Find each line with the string "this" and copy it.

═══ Rows

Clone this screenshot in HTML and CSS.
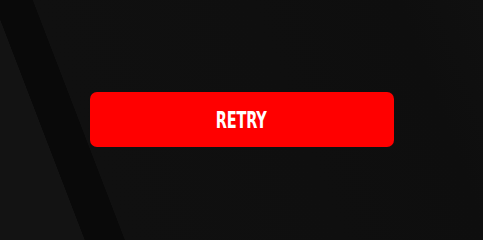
FILE: index.html
```html
<!DOCTYPE html>
<html lang="en">
<head>
<meta charset="utf-8">
<title>Retry</title>
<link rel="stylesheet" href="styles.css">
</head>
<body>
<main class="screen">
  <button class="retry-btn" type="button"><span class="retry-label">RETRY</span></button>
</main>
</body>
</html>
```
FILE: styles.css
```css
html, body {
  margin: 0;
  padding: 0;
  height: 100%;
}
body {
  background: #0f0f0f;
  overflow: hidden;
}
.screen {
  box-sizing: border-box;
  min-height: 100vh;
  display: flex;
  justify-content: center;
  align-items: flex-start;
  padding-top: 92px;
  background-color: #0f0f0f;
  background-image:
    linear-gradient(69deg,
      #131313 0%,
      #131313 15.8%,
      #090909 15.9%,
      #090909 22.7%,
      #101010 22.8%,
      #0f0f0f 60%,
      #0e0e0e 85%,
      #101010 100%);
  background-size: 483px 260px;
  background-repeat: no-repeat;
}
.retry-btn {
  width: 304px;
  height: 55px;
  border: 0;
  border-radius: 7px;
  background: #ff0000;
  color: #ffffff;
  display: flex;
  align-items: center;
  justify-content: center;
  padding: 0;
  cursor: pointer;
}
.retry-label {
  display: inline-block;
  font-family: "DejaVu Sans Condensed", "DejaVu Sans", sans-serif;
  font-stretch: condensed;
  font-weight: bold;
  font-size: 23px;
  line-height: 1;
  letter-spacing: -0.3px;
  transform: scaleX(0.7);
  margin-top: 2px;
}
```
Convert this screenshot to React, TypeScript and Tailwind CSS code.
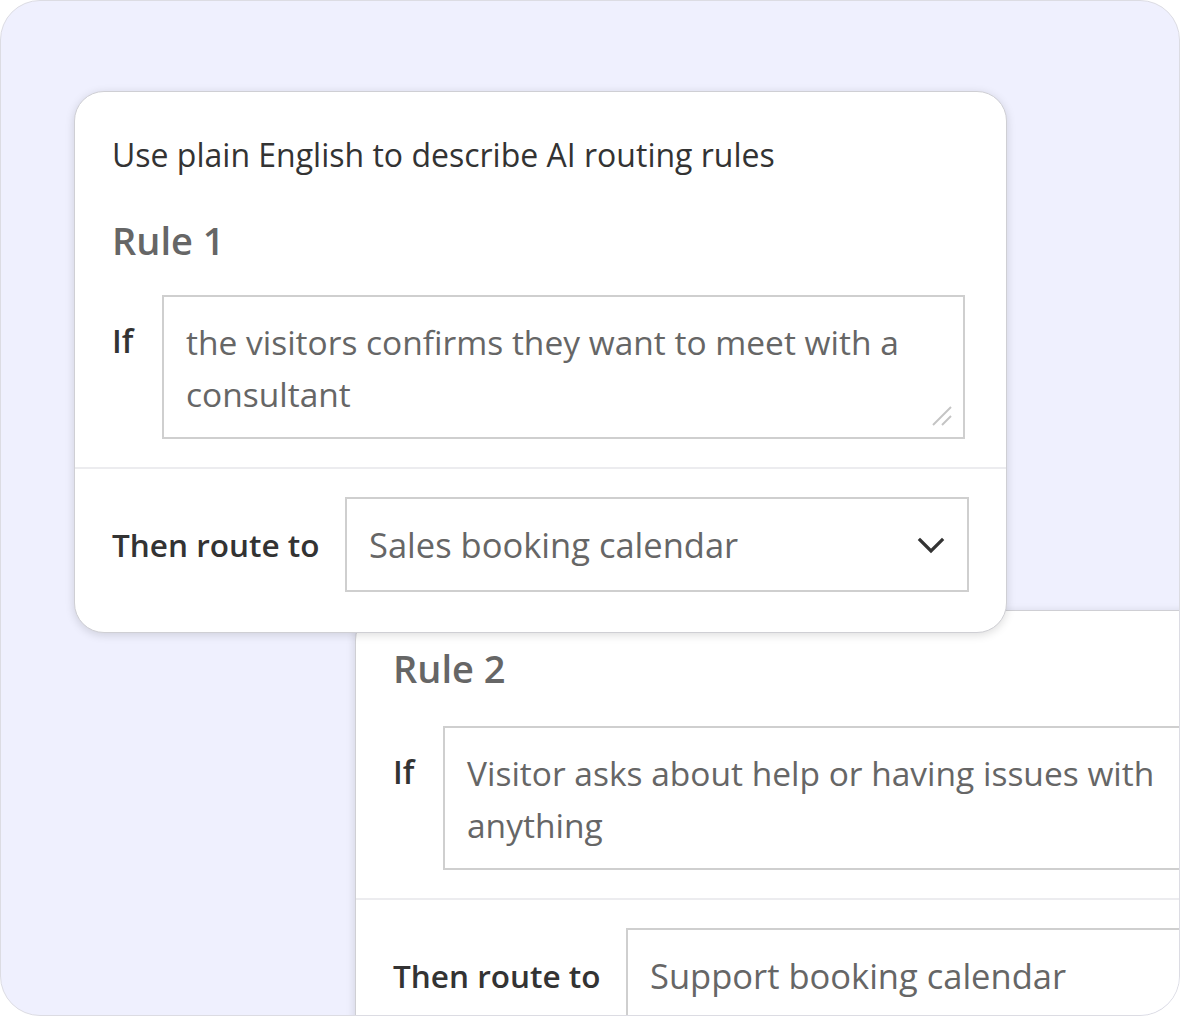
import React from 'react'

interface RuleCardProps {
  title: string
  condition: string
  target: string
  intro?: string
  className?: string
}

function ResizeGrip() {
  return (
    <svg className="absolute right-[10px] bottom-[10px] w-[22px] h-[22px]" viewBox="0 0 22 22" fill="none">
      <line x1="2" y1="20" x2="20" y2="2" stroke="#c4c4c4" strokeWidth="2" />
      <line x1="11" y1="20" x2="20" y2="11" stroke="#c4c4c4" strokeWidth="2" />
    </svg>
  )
}

function Chevron() {
  return (
    <svg className="w-[28px] h-[28px]" viewBox="0 0 28 28" fill="none">
      <polyline points="3,9 14,20 25,9" stroke="#333" strokeWidth="3.2" strokeLinecap="square" />
    </svg>
  )
}

function RuleCard({ title, condition, target, intro, className = '' }: RuleCardProps) {
  return (
    <div
      className={`w-[933px] bg-white rounded-[30px] border border-[#cfcfd4] shadow-[0_2px_10px_rgba(0,0,0,0.14)] ${className}`}
    >
      <div className={`px-[37px] pb-[28px] ${intro ? 'pt-[43px]' : 'pt-[33px]'}`}>
        {intro && (
          <p className="text-[32px] leading-[40px] text-[#333] mb-[41px] whitespace-nowrap">{intro}</p>
        )}
        <h2 className={`text-[38px] leading-[48px] font-semibold text-[#666] ${intro ? 'mb-[31px]' : 'mb-[34px]'}`}>
          {title}
        </h2>
        <div className="flex">
          <div className="w-[50px] pt-[24px] text-[32px] leading-[44px] font-semibold text-[#333]">If</div>
          <div className="relative w-[803px] h-[144px] border-2 border-[#cfcfcf] pl-[22px] pr-[30px] pt-[19px] text-[33.5px] leading-[52px] text-[#666]">
            {condition}
            <ResizeGrip />
          </div>
        </div>
      </div>
      <div className="border-t-2 border-[#ececef] px-[37px] pt-[28px] pb-[40px]">
        <div className="flex items-center">
          <div className="w-[233px] shrink-0 whitespace-nowrap text-[31.5px] leading-[44px] font-semibold text-[#333]">
            Then route to
          </div>
          <div className="w-[624px] h-[95px] shrink-0 border-2 border-[#cfcfcf] flex items-center justify-between pl-[22px] pr-[22px]">
            <span className="whitespace-nowrap text-[34.5px] leading-[44px] font-medium text-[#666]">{target}</span>
            <Chevron />
          </div>
        </div>
      </div>
    </div>
  )
}

export default function App() {
  return (
    <div className="w-[1180px] h-[1016px] bg-white font-['Open_Sans',sans-serif]">
      <div className="w-[1180px] h-[1016px] rounded-[40px] border border-[#dcdce3] bg-[#eff0fe] overflow-hidden pt-[90px]">
        <RuleCard
          className="relative z-10 ml-[73px]"
          intro="Use plain English to describe AI routing rules"
          title="Rule 1"
          condition="the visitors confirms they want to meet with a consultant"
          target="Sales booking calendar"
        />
        <RuleCard
          className="relative ml-[354px] -mt-[23px]"
          title="Rule 2"
          condition="Visitor asks about help or having issues with anything"
          target="Support booking calendar"
        />
      </div>
    </div>
  )
}
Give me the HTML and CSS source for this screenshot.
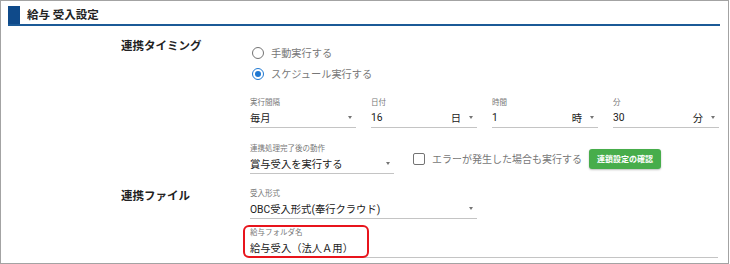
FILE: index.html
```html
<!DOCTYPE html>
<html lang="ja">
<head>
    <meta charset="UTF-8">
    <meta name="viewport" content="width=device-width, initial-scale=1.0">
    <title>給与 受入設定</title>
    <link rel="stylesheet" href="styles.css">
</head>
<body>

<div class="panel">
    <div class="header">
        <span class="header-mark"></span>
        <h2>給与 受入設定</h2>
    </div>

    <!-- 連携タイミング -->
    <div class="section">
        <div class="section-label">連携タイミング</div>
        <div class="section-body">
            <div class="radio-group">
                <div class="radio-row">
                    <span class="radio"></span>
                    <span class="radio-text">手動実行する</span>
                </div>
                <div class="radio-row">
                    <span class="radio checked"></span>
                    <span class="radio-text">スケジュール実行する</span>
                </div>
            </div>

            <div class="schedule-row">
                <div class="field">
                    <div class="field-label">実行間隔</div>
                    <div class="field-value">
                        <span class="value-text">毎月</span>
                        <span class="arrow"></span>
                    </div>
                </div>
                <div class="field">
                    <div class="field-label">日付</div>
                    <div class="field-value">
                        <span class="value-text">16</span>
                        <span class="unit">日</span>
                        <span class="arrow"></span>
                    </div>
                </div>
                <div class="field">
                    <div class="field-label">時間</div>
                    <div class="field-value">
                        <span class="value-text">1</span>
                        <span class="unit">時</span>
                        <span class="arrow"></span>
                    </div>
                </div>
                <div class="field">
                    <div class="field-label">分</div>
                    <div class="field-value">
                        <span class="value-text">30</span>
                        <span class="unit">分</span>
                        <span class="arrow"></span>
                    </div>
                </div>
            </div>

            <div class="after-row">
                <div class="field after-field">
                    <div class="field-label">連携処理完了後の動作</div>
                    <div class="field-value">
                        <span class="value-text">賞与受入を実行する</span>
                        <span class="arrow"></span>
                    </div>
                </div>
                <div class="check-row">
                    <span class="checkbox"></span>
                    <span class="check-text">エラーが発生した場合も実行する</span>
                </div>
                <button class="chain-btn">連鎖設定の確認</button>
            </div>
        </div>
    </div>

    <!-- 連携ファイル -->
    <div class="section file-section">
        <div class="section-label">連携ファイル</div>
        <div class="section-body">
            <div class="field format-field">
                <div class="field-label">受入形式</div>
                <div class="field-value">
                    <span class="value-text">OBC受入形式(奉行クラウド)</span>
                    <span class="arrow"></span>
                </div>
            </div>
            <div class="field folder-field">
                <div class="field-label">給与フォルダ名</div>
                <div class="field-value">
                    <span class="value-text">給与受入（法人Ａ用）</span>
                </div>
                <span class="highlight"></span>
            </div>
        </div>
    </div>
</div>

</body>
</html>
```

FILE: styles.css
```css
body {
    margin: 0;
    font-family: Roboto, "Noto Sans CJK JP", sans-serif;
    background-color: #ffffff;
    color: #212121;
}
.panel {
    box-sizing: border-box;
    width: 729px;
    height: 264px;
    border: 1px solid #a3a3a3;
    overflow: hidden;
}
.header {
    display: flex;
    align-items: stretch;
    height: 18px;
    margin: 5px 8px 0 7px;
    border-bottom: 2px solid #1b5a97;
}
.header-mark {
    width: 12px;
    background-color: #0f4a8a;
}
.header h2 {
    margin: 0 0 0 7px;
    font-size: 11.5px;
    line-height: 18px;
    font-weight: bold;
    color: #222222;
}
.section {
    display: flex;
    padding-left: 120px;
    margin-top: 12px;
}
.section-label {
    width: 129px;
    flex-shrink: 0;
    font-size: 11.5px;
    line-height: 16px;
    font-weight: bold;
    color: #222222;
}
.section-body {
    display: flex;
    flex-direction: column;
}
.radio-group {
    padding-top: 4px;
}
.radio-row {
    display: flex;
    align-items: center;
    height: 21px;
    padding-left: 2px;
}
.radio {
    box-sizing: border-box;
    width: 12px;
    height: 12px;
    border: 1.5px solid #737373;
    border-radius: 50%;
    display: flex;
    align-items: center;
    justify-content: center;
}
.radio.checked {
    border-color: #1e78d2;
}
.radio.checked::after {
    content: "";
    width: 6px;
    height: 6px;
    border-radius: 50%;
    background-color: #1e78d2;
}
.radio-text {
    margin-left: 7px;
    font-size: 10.2px;
    color: #777777;
}
.field {
    box-sizing: border-box;
    border-bottom: 1px solid #c4c4c4;
    padding-bottom: 1px;
}
.field-label {
    font-size: 7.5px;
    line-height: 11px;
    color: #777777;
}
.field-value {
    display: flex;
    align-items: center;
    height: 18px;
    font-size: 10.3px;
    color: #212121;
}
.value-text {
    flex: 1;
}
.unit {
    margin-right: 8px;
}
.arrow {
    width: 0;
    height: 0;
    border-left: 2.5px solid transparent;
    border-right: 2.5px solid transparent;
    border-top: 3px solid #757575;
    margin-right: 4px;
}
.schedule-row {
    display: grid;
    grid-template-columns: repeat(4, 106px);
    column-gap: 15px;
    margin-top: 13px;
}
.after-row {
    display: flex;
    align-items: center;
    margin-top: 15px;
}
.after-field {
    width: 144px;
}
.check-row {
    display: flex;
    align-items: center;
    margin-left: 19px;
}
.checkbox {
    box-sizing: border-box;
    width: 12px;
    height: 12px;
    border: 1.5px solid #737373;
    border-radius: 2px;
}
.check-text {
    margin-left: 7px;
    font-size: 10px;
    color: #777777;
}
.chain-btn {
    margin-left: 7px;
    height: 20px;
    padding: 0 8px;
    border: none;
    border-radius: 3px;
    background-color: #47ad4b;
    color: #ffffff;
    font-family: "Noto Sans CJK JP", sans-serif;
    font-size: 8px;
    font-weight: bold;
    box-shadow: 0 1px 2px rgba(0, 0, 0, 0.25);
    cursor: pointer;
}
.file-section {
    margin-top: 14px;
}
.format-field {
    width: 227px;
}
.folder-field {
    position: relative;
    width: 468px;
    margin-top: 8px;
}
.highlight {
    position: absolute;
    left: -7px;
    top: -2px;
    width: 126px;
    height: 33px;
    box-sizing: border-box;
    border: 2px solid #e8141c;
    border-radius: 6px;
}
```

══════

Task output:
Clone this screenshot in HTML and CSS.
Convert this screenshot to React, TypeScript and Tailwind CSS code.
Give me the HTML and CSS source for this screenshot.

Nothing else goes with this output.